## START Dataset entries

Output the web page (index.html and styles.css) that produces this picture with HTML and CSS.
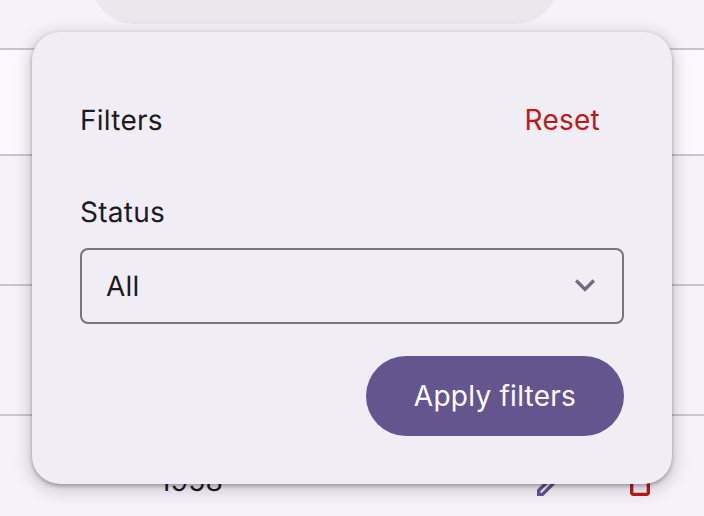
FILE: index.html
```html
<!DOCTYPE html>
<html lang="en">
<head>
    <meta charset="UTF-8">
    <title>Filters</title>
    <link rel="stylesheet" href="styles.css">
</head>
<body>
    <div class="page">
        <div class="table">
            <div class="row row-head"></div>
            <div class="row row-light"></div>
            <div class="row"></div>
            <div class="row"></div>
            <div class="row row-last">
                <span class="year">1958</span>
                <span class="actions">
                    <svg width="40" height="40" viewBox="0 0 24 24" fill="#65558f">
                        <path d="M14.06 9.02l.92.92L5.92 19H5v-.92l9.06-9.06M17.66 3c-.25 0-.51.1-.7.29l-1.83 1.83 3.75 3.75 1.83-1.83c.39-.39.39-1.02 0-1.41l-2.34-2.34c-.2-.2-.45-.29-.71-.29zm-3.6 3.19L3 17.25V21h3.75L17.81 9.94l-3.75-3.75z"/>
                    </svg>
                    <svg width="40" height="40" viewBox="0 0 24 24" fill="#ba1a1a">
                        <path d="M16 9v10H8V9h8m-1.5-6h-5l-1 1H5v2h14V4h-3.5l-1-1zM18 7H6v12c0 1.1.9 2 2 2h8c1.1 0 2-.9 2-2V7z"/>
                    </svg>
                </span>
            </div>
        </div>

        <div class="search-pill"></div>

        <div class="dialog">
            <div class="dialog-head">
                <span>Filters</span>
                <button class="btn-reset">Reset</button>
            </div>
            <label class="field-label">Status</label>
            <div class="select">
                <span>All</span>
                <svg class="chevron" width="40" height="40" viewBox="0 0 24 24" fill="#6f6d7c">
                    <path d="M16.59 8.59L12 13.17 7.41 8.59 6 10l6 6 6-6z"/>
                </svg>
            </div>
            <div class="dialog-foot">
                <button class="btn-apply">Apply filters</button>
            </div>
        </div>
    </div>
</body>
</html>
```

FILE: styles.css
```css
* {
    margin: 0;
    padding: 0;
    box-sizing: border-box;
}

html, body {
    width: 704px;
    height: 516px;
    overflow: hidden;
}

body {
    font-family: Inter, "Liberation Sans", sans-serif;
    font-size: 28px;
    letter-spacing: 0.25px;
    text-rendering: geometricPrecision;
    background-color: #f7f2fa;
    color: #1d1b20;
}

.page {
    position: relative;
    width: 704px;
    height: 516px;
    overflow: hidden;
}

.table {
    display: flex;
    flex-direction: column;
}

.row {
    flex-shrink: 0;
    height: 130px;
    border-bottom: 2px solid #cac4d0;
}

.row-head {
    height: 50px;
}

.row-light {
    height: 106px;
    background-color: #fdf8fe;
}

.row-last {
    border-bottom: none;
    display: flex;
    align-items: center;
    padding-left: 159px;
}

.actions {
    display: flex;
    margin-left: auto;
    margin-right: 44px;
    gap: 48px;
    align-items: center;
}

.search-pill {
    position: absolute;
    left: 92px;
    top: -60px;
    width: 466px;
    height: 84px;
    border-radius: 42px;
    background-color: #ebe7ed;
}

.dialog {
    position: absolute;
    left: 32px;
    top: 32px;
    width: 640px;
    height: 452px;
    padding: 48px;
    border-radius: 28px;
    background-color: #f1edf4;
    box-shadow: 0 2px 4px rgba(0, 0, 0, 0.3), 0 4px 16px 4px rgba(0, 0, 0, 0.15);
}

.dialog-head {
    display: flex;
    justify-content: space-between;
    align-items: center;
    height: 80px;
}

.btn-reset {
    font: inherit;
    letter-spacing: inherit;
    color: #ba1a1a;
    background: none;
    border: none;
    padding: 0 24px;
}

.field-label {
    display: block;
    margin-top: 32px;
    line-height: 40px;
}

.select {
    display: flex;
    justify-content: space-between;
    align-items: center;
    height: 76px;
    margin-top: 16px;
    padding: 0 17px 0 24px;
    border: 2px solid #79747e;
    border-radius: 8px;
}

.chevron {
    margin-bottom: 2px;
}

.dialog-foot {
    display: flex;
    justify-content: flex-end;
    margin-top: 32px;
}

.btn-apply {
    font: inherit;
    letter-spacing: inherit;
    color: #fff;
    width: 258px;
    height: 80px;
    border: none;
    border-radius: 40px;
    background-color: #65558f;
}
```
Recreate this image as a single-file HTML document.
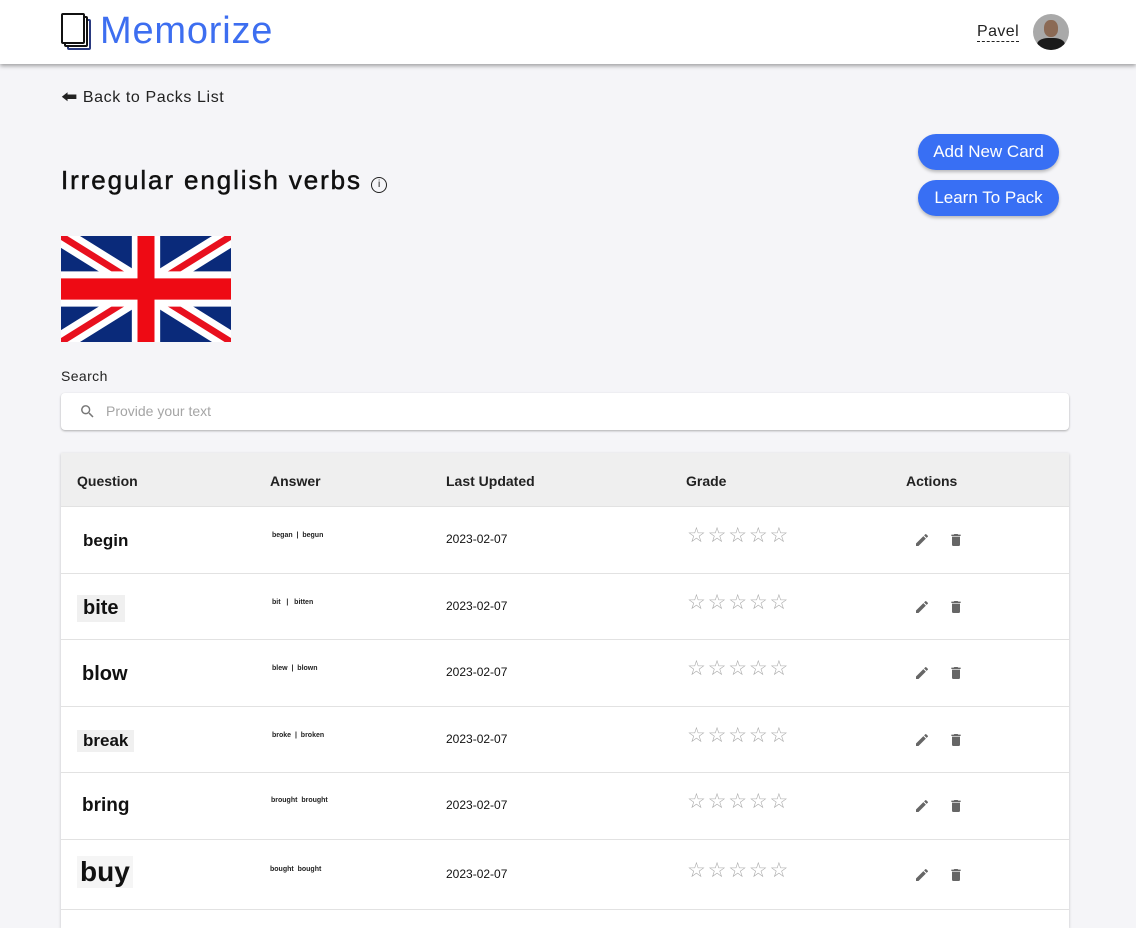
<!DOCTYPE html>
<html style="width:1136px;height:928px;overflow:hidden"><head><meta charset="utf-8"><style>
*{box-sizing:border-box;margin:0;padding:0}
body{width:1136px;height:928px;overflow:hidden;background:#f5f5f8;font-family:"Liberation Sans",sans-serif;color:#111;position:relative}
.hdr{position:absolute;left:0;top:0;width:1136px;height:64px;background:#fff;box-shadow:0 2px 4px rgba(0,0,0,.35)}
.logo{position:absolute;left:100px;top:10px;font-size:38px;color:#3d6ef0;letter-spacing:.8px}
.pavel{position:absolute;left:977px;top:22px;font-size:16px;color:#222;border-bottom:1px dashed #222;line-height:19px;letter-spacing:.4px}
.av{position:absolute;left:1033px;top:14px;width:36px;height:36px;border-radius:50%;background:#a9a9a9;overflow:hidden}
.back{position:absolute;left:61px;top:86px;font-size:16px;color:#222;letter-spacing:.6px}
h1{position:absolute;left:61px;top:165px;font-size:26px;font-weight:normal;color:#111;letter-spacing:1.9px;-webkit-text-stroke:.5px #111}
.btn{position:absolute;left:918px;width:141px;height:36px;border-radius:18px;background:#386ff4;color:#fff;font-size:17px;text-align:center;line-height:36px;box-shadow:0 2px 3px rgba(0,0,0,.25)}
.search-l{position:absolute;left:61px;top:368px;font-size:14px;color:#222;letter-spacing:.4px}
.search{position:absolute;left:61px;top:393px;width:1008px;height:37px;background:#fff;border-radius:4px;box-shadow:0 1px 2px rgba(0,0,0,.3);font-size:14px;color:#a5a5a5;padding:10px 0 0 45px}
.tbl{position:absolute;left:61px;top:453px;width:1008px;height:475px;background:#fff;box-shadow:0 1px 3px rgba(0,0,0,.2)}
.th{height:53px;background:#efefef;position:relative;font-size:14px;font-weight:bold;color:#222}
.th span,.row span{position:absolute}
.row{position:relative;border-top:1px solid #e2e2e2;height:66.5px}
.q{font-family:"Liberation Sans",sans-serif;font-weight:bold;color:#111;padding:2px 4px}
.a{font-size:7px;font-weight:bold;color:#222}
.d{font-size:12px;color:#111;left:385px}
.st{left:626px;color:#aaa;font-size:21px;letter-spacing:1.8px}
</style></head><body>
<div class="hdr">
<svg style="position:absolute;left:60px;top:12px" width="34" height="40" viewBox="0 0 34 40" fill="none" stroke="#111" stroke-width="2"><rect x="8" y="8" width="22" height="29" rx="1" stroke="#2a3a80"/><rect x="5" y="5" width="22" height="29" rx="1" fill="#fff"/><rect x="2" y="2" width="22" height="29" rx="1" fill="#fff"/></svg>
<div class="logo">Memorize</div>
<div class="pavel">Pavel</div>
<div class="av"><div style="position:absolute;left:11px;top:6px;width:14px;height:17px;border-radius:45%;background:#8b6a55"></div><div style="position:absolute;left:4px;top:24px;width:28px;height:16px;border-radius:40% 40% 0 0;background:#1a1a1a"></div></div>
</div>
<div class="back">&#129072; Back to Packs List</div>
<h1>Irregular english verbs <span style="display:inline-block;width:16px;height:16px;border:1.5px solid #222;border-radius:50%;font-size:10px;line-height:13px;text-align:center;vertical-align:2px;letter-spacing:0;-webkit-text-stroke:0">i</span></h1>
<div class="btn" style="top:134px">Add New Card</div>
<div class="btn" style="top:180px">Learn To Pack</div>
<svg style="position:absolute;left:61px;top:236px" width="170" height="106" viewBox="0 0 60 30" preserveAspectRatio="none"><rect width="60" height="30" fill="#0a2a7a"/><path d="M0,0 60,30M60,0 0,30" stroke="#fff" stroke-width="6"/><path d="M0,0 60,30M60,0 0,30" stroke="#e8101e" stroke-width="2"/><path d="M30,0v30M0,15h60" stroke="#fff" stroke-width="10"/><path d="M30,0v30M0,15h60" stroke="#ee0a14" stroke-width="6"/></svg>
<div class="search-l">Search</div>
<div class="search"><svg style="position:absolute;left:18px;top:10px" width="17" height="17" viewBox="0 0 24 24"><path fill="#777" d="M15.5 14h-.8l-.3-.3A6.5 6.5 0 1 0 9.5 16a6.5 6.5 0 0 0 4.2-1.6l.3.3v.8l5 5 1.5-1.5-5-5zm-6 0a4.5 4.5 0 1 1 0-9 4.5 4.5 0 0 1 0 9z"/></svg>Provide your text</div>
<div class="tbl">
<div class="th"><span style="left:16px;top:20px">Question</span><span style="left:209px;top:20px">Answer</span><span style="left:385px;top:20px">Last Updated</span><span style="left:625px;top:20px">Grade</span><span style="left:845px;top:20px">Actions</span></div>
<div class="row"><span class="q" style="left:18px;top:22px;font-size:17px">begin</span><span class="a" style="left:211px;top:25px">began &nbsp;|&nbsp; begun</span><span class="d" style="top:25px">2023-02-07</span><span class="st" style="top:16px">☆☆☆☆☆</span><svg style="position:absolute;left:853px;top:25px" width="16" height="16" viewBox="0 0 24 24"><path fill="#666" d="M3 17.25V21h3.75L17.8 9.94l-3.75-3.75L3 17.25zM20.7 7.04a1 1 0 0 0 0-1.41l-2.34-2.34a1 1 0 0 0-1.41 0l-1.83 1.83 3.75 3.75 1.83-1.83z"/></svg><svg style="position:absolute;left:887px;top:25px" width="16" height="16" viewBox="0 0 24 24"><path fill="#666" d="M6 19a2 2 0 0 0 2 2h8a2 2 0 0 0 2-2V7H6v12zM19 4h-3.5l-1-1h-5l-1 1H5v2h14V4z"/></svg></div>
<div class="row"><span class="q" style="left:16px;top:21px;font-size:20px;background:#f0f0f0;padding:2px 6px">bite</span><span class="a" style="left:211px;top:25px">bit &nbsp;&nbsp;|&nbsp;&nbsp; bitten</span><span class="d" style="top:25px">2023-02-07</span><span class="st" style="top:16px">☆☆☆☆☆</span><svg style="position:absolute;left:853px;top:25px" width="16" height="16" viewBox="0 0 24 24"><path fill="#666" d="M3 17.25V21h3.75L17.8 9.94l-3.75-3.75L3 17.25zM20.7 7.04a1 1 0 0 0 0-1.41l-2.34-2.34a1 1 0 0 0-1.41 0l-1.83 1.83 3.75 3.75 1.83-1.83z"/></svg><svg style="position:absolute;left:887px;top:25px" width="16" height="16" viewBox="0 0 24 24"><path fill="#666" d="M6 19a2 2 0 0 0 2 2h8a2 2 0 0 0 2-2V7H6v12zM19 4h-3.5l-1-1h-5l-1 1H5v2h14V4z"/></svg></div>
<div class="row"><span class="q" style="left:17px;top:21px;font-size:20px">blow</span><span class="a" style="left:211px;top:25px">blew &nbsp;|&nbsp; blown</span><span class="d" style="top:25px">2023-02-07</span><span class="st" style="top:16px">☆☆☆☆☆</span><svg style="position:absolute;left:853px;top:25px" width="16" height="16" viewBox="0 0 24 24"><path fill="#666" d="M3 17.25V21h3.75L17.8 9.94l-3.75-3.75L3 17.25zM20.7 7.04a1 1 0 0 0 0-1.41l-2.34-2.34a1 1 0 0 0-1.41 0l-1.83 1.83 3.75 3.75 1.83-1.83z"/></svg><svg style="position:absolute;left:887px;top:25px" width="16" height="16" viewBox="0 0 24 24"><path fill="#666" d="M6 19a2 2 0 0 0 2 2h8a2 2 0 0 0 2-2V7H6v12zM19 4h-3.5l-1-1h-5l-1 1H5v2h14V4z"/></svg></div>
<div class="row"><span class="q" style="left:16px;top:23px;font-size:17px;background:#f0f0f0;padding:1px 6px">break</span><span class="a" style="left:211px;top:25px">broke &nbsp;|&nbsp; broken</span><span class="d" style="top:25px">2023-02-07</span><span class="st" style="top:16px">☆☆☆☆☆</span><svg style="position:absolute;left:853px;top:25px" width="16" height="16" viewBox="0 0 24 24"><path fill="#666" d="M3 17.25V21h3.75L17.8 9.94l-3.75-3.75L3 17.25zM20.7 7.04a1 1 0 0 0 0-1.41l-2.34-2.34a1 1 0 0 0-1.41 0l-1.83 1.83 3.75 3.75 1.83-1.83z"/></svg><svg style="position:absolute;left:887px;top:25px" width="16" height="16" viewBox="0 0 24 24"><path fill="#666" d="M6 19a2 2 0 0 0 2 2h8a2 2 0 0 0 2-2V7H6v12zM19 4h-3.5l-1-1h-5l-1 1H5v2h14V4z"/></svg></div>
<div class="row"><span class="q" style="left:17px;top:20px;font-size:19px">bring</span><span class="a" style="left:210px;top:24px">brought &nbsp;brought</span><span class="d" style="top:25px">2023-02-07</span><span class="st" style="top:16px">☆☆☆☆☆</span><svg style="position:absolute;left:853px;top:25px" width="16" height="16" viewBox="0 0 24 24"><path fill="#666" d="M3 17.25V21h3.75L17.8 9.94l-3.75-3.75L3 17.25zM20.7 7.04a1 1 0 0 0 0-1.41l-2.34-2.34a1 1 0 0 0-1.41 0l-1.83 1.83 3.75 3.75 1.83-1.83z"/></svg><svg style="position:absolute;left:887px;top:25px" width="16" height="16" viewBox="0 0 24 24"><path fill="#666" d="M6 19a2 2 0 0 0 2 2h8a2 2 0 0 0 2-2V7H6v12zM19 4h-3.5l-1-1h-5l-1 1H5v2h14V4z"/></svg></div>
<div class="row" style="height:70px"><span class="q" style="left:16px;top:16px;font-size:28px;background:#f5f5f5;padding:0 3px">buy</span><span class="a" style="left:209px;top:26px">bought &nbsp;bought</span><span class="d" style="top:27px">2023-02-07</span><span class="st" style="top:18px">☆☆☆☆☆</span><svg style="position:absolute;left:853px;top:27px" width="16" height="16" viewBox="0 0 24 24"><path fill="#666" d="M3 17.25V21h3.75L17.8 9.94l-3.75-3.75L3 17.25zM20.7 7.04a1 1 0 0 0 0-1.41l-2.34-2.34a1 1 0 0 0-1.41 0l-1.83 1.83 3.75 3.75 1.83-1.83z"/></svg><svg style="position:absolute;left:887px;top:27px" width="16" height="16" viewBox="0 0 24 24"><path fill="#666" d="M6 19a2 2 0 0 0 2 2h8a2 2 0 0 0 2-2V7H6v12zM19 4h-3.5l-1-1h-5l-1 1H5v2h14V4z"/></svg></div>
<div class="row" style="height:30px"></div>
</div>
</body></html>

## END Dataset entries

## Task prompt
Read the entries and select each line where the word "index" is found.

## Answer for the task
Output the web page (index.html and styles.css) that produces this picture with HTML and CSS.
FILE: index.html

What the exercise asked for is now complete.